Peru's most popular activities take you to places where mobile networks thin out or disappear. The Inca Trail has no reliable coverage for the four day trek between the start point at Kilometre 82 and Machu Picchu. Rainbow Mountain (Vinicunca, at 5,200 metres) sits well beyond any cell tower. The Colca Canyon trek loses signal once you descend below the rim. In the Amazon basin around Puerto Maldonado, coverage exists in town but vanishes the moment your boat heads upriver to a jungle lodge.

None of this is a reason to skip an eSIM. You still need data in every city and town between treks. The practical approach is to download offline maps, save confirmation emails, and screenshot any booking references before you head into areas without coverage. When you return to a town with signal, your eSIM reconnects automatically.

Peru eSIM plans and pricing

Here are the current Travelren plan options for Peru. All prices are in Australian dollars.

Plan Price (AUD)
1 GB / 7 days~$4.50
3 GB / 30 days~$8.00
5 GB / 30 days~$12.00
10 GB / 30 days~$18.00
20 GB / 30 days~$24.00

Prices shown are in AUD and are correct at time of publication. Check travelren.com for current pricing.

Compare that to Telstra's international roaming at $10 per day, or Optus Travel Pass at $5 per day. A two week trip on carrier roaming costs $70 to $140 AUD. The same trip on a 10 GB eSIM plan costs around $18.

How much data do you need for Peru?

Peru combines urban exploration with extended periods off the grid, which changes how you think about data usage. You will burn through data in Lima (Uber, maps, restaurant lookups) and barely use any during multi day treks. Here is a realistic breakdown:

  • Light use (maps, messaging, email): about 500 MB per day in cities, or 3 to 5 GB per week of active use. Sufficient for navigation, WhatsApp, and checking reviews on Google Maps.
  • Regular use (social media, photo uploads, ride hailing): around 1 GB per day in cities. This covers Instagram posts from Machu Picchu, video calls home, and streaming music during long bus rides between Cusco and Puno.
  • Heavy use (remote work, video streaming): 2 GB or more per day. If you plan to work from Lima's Miraflores cafes or stream content in your hotel, choose a 20 GB plan and rely on hotel WiFi for the heaviest tasks.
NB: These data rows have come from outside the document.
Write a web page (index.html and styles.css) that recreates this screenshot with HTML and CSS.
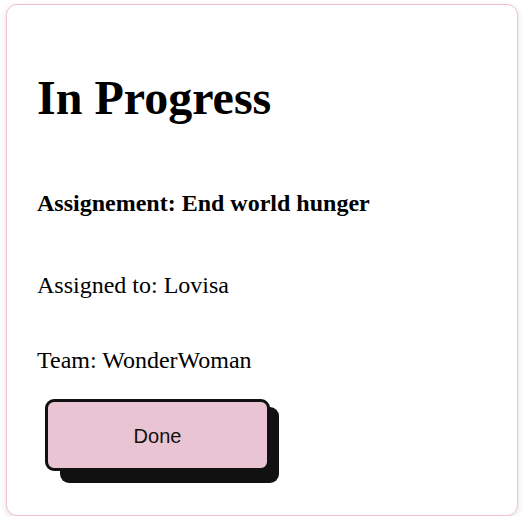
FILE: index.html
```html
<!DOCTYPE html>
<html>
<head>
<meta charset="utf-8">
<link rel="stylesheet" href="styles.css">
</head>
<body>
<div class="card">
  <h1 class="title">In Progress</h1>
  <h2 class="assignment">Assignement: End world hunger</h2>
  <p class="info info-first">Assigned to: Lovisa</p>
  <p class="info info-team">Team: WonderWoman</p>
  <button class="done-btn">Done</button>
</div>
</body>
</html>
```
FILE: styles.css
```css
html, body {
  margin: 0;
  padding: 0;
  background: #ffffff;
}
body {
  padding: 4px 0 0 6px;
  font-family: "Liberation Serif", "Times New Roman", serif;
  color: #000;
}
.card {
  position: relative;
  isolation: isolate;
  box-sizing: border-box;
  width: 512px;
  height: 512px;
  border: 1px solid #f0c3d2;
  border-radius: 11px;
  background: #fff;
  box-shadow: 0 2px 6px rgba(0, 0, 0, 0.13);
  padding: 0 30px;
  display: flex;
  flex-direction: column;
  align-items: flex-start;
}
.title {
  font-size: 48px;
  line-height: 56px;
  font-weight: bold;
  margin: 65px 0 0 0;
}
.assignment {
  font-size: 24px;
  line-height: 28px;
  font-weight: bold;
  margin: 63px 0 0 0;
}
.info {
  font-size: 24px;
  line-height: 28px;
  margin: 0;
}
.info-first {
  margin-top: 54px;
}
.info-team {
  margin-top: 47px;
}
.done-btn {
  position: relative;
  box-sizing: border-box;
  margin: 25px 0 0 8px;
  width: 225px;
  height: 72px;
  border: 3px solid #111;
  border-radius: 9px;
  background: #e9c4d2;
  color: #111;
  font-family: "Liberation Sans", Arial, sans-serif;
  font-size: 20px;
  padding: 3px 0 0 0;
  cursor: pointer;
}
.done-btn::before {
  content: "";
  position: absolute;
  left: 12px;
  top: 5px;
  width: 219px;
  height: 76px;
  background: #111;
  border-radius: 9px;
  z-index: -1;
}
```
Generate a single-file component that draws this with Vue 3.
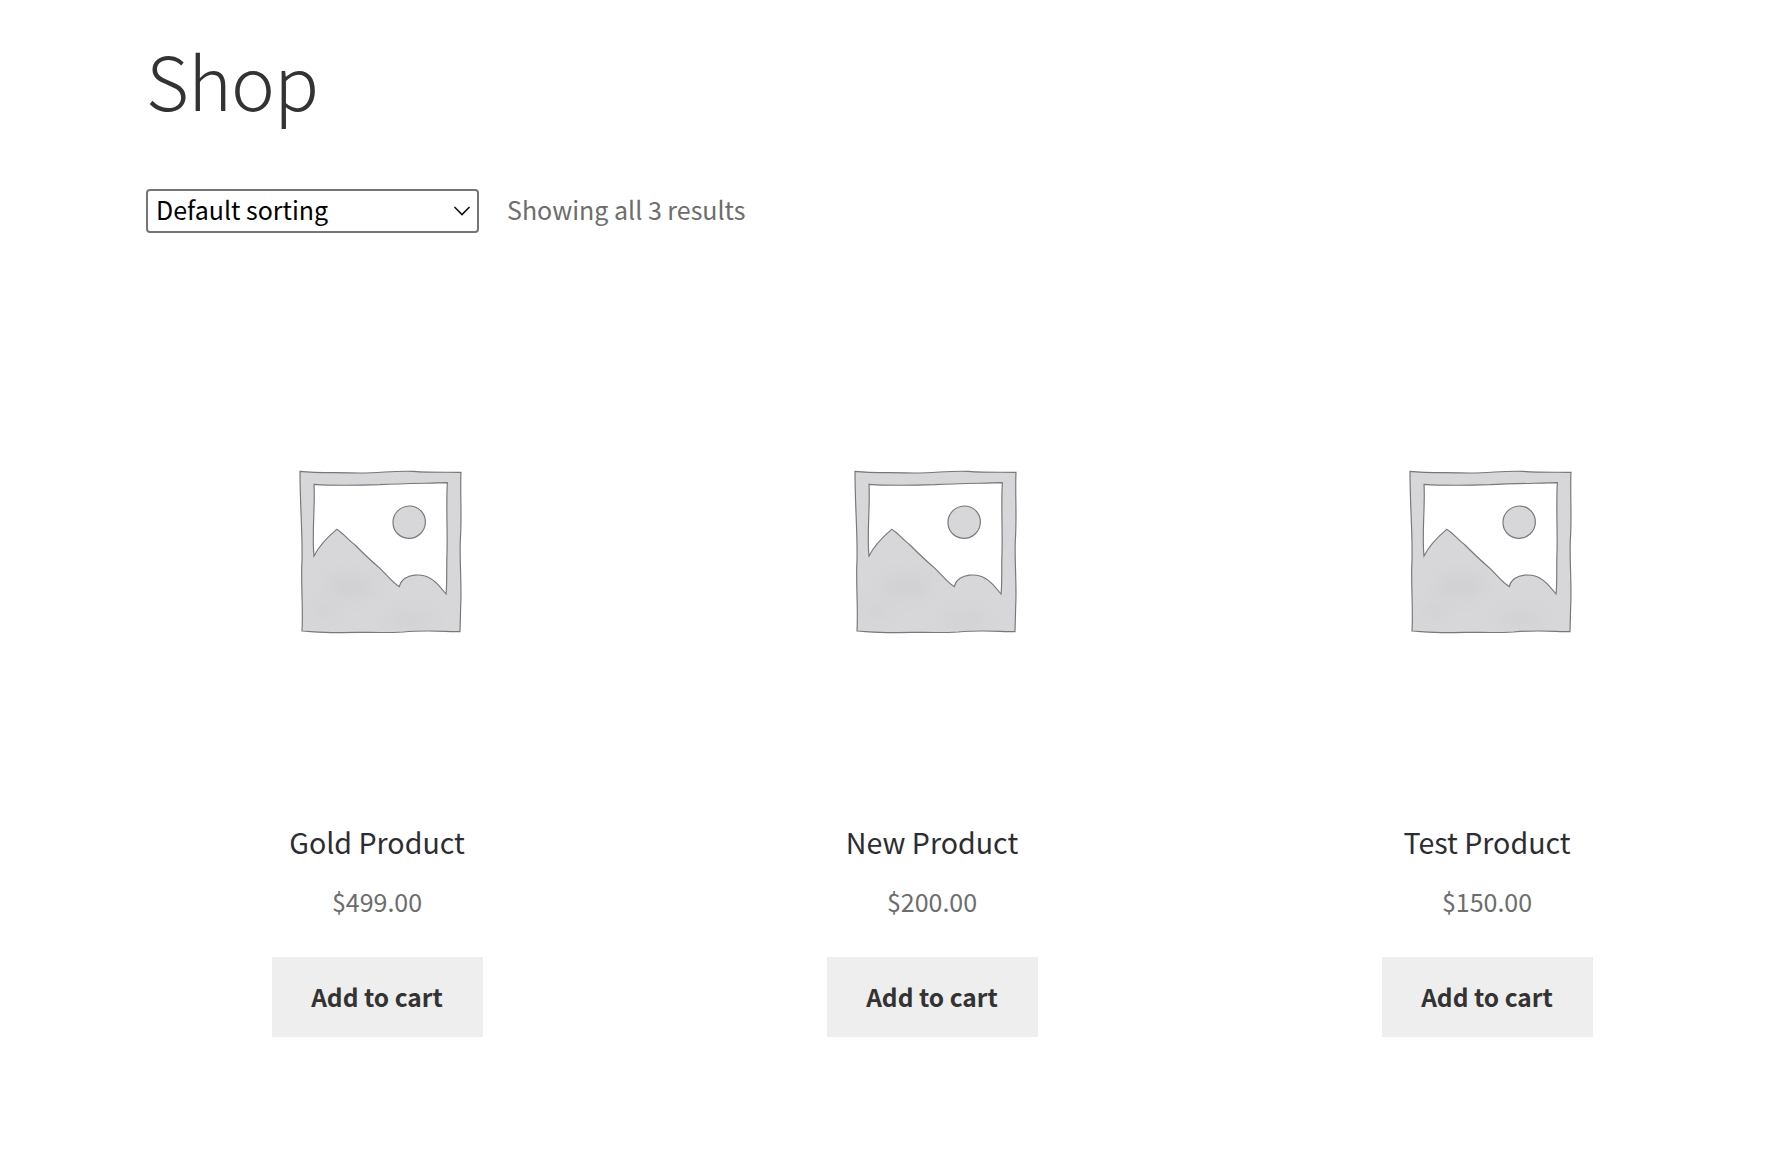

For a standard two to three week Peru trip, most Australian travellers find a 5 GB or 10 GB plan covers their needs comfortably. The trekking days where you use no data effectively stretch your allowance further.

Get your Peru eSIM from ~$4.50 AUD

Instant delivery by email. Coverage across Lima, Cusco, Arequipa, and major Peruvian cities. Activate before you board.

View Peru plans →

Setting up your Peru eSIM

The entire process takes under two minutes. Do it at home on WiFi before you leave for the airport.

1
Purchase your plan at travelren.com. You will receive a confirmation email with a QR code within minutes.
2
Scan the QR code in your phone settings. On iPhone: Settings, Mobile Data, Add eSIM. On Samsung: Settings, Connections, SIM Manager, Add eSIM. Label it "Peru Travel" so you can identify it easily.
3
Set the eSIM as your data line and disable data roaming on your Australian SIM. When your plane lands in Lima, the eSIM connects automatically. No action needed on arrival.

First time using an eSIM? Our complete eSIM setup guide walks you through the process with screenshots. Not sure if your phone supports eSIM? Check our eSIM compatible phones list.

Frequently asked questions

Will I have mobile coverage at Machu Picchu?

Aguas Calientes (the town at the base of Machu Picchu) has 4G coverage from Claro and Movistar. Inside the Machu Picchu ruins themselves, signal is weak and unreliable. You will get occasional bursts of 3G but should not count on a stable connection at the citadel. Download offline maps and any tickets or confirmation emails before you begin the climb.

Do I need a local SIM card registration in Peru?

Yes. Peruvian carriers require a DNI (national identity document) or passport to register a prepaid SIM. Claro and Movistar shops will process foreign passports, but the paperwork is handled in Spanish and the process can take 30 minutes or more. A travel eSIM bypasses registration entirely. You purchase it online, scan a QR code, and connect on arrival.

How much data do I need for two weeks in Peru?

Light use (maps, messaging, and email) needs about 3 to 5 GB per week. Regular use (social media, photo uploads, ride hailing apps) needs around 1 GB per day. For a standard two week trip, a 10 GB plan covers most travellers comfortably. Download offline Google Maps for Lima, Cusco, and the Sacred Valley before you travel to save data.

Can I use Uber in Peru with a travel eSIM?

Yes. Uber operates in Lima, Cusco, and Arequipa. Your eSIM provides the mobile data connection needed to open the app, request rides, and track your driver in real time. Uber is the safest and most convenient way to get around Lima, especially from Jorge Chavez International Airport.

When should I activate my Peru eSIM?

Activate your eSIM before you board your flight. Installation requires a working internet connection, so do it at home on WiFi. Scan the QR code, confirm the eSIM appears in your phone settings, and it will connect automatically when your plane lands in Lima. No action needed on arrival.